*Your instructions*
Quote every line of the data below as it stands, omitting pictures.

>> BEGIN Recorded information

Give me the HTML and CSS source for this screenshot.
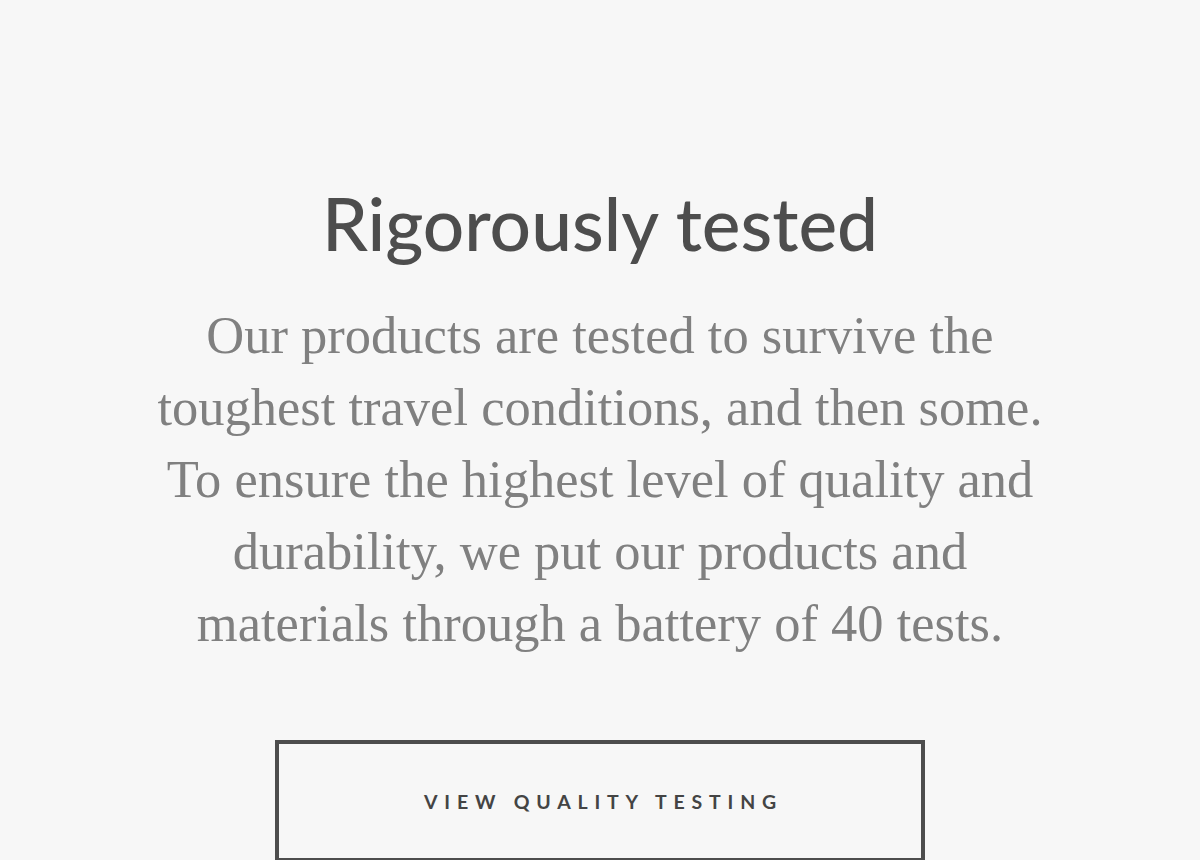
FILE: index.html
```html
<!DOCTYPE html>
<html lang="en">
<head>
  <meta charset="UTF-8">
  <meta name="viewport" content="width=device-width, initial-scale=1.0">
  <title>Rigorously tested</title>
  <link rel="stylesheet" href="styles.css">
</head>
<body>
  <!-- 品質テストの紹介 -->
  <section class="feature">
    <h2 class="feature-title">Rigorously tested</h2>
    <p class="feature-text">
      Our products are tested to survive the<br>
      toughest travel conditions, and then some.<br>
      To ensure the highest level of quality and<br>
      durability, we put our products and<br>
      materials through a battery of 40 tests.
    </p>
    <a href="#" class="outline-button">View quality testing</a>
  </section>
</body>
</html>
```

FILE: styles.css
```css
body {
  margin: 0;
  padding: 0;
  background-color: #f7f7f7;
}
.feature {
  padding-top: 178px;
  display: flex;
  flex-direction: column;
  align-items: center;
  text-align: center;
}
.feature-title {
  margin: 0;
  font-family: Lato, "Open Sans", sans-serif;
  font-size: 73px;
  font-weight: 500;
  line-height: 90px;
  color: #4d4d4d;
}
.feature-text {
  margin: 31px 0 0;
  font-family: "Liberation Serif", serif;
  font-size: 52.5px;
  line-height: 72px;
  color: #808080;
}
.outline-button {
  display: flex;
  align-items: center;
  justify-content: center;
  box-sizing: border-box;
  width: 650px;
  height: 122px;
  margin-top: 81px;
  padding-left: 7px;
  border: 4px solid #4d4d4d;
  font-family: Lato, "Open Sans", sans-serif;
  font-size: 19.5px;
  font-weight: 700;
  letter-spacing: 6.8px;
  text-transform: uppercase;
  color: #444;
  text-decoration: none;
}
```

>> END Recorded information

*Reply*
Give me the HTML and CSS source for this screenshot.
FILE: index.html
```html
<!DOCTYPE html>
<html lang="en">
<head>
  <meta charset="UTF-8">
  <meta name="viewport" content="width=device-width, initial-scale=1.0">
  <title>Rigorously tested</title>
  <link rel="stylesheet" href="styles.css">
</head>
<body>
  <!-- 品質テストの紹介 -->
  <section class="feature">
    <h2 class="feature-title">Rigorously tested</h2>
    <p class="feature-text">
      Our products are tested to survive the<br>
      toughest travel conditions, and then some.<br>
      To ensure the highest level of quality and<br>
      durability, we put our products and<br>
      materials through a battery of 40 tests.
    </p>
    <a href="#" class="outline-button">View quality testing</a>
  </section>
</body>
</html>
```

FILE: styles.css
```css
body {
  margin: 0;
  padding: 0;
  background-color: #f7f7f7;
}
.feature {
  padding-top: 178px;
  display: flex;
  flex-direction: column;
  align-items: center;
  text-align: center;
}
.feature-title {
  margin: 0;
  font-family: Lato, "Open Sans", sans-serif;
  font-size: 73px;
  font-weight: 500;
  line-height: 90px;
  color: #4d4d4d;
}
.feature-text {
  margin: 31px 0 0;
  font-family: "Liberation Serif", serif;
  font-size: 52.5px;
  line-height: 72px;
  color: #808080;
}
.outline-button {
  display: flex;
  align-items: center;
  justify-content: center;
  box-sizing: border-box;
  width: 650px;
  height: 122px;
  margin-top: 81px;
  padding-left: 7px;
  border: 4px solid #4d4d4d;
  font-family: Lato, "Open Sans", sans-serif;
  font-size: 19.5px;
  font-weight: 700;
  letter-spacing: 6.8px;
  text-transform: uppercase;
  color: #444;
  text-decoration: none;
}
```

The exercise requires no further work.